---------- Data block ----------
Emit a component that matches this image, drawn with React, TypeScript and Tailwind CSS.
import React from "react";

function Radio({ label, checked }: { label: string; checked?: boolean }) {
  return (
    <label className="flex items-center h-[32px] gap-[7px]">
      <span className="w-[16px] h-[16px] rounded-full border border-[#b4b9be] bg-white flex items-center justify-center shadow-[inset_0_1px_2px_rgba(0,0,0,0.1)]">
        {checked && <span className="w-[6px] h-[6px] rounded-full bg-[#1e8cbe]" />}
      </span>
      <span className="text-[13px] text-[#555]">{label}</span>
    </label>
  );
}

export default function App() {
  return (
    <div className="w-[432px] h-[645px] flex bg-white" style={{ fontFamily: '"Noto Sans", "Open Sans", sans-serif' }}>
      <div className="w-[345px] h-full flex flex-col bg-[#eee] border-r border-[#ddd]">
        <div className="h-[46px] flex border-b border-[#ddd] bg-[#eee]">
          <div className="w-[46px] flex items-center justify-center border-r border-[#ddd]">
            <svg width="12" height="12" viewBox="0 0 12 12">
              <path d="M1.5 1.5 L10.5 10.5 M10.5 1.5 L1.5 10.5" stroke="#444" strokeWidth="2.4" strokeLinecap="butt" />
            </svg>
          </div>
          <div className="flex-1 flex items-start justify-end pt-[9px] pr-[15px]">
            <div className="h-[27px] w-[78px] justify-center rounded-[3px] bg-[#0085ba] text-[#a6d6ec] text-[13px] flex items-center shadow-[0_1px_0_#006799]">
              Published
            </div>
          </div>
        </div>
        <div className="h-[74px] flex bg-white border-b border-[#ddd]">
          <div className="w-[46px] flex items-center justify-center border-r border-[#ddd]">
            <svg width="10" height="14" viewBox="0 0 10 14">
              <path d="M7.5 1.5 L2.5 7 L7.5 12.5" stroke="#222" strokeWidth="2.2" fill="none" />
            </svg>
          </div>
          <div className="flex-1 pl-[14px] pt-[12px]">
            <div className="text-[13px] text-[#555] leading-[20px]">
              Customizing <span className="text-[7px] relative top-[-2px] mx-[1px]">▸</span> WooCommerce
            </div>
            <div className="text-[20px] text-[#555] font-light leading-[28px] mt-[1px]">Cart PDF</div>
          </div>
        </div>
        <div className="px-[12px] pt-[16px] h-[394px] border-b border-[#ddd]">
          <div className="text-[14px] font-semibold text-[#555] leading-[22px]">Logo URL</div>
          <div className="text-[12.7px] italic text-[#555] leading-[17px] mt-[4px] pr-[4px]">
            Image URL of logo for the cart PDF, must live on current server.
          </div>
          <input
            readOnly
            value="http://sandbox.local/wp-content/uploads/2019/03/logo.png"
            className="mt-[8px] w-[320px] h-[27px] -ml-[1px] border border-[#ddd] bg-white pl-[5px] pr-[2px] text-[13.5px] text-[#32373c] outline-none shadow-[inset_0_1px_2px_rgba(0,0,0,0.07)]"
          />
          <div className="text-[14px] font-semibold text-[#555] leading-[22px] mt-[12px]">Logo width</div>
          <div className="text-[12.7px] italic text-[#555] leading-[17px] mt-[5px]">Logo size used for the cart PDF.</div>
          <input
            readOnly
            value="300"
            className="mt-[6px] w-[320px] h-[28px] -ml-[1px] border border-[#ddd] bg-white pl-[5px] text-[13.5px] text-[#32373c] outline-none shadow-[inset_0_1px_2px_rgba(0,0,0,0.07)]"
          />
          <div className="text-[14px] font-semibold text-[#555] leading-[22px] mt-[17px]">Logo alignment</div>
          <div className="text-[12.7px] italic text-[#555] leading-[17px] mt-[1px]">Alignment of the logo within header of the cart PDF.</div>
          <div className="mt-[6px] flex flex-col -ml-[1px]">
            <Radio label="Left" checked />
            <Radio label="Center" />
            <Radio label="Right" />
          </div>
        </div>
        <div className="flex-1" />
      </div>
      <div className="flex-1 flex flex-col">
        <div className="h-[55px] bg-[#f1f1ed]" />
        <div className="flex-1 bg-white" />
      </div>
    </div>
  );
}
----------
* [Stated goal]:
Starting with the first line of the data above, copy each line exactly until you reach the line with "import React from"; include that line as well.

* [Reply to the task]:
Emit a component that matches this image, drawn with React, TypeScript and Tailwind CSS.
import React from "react";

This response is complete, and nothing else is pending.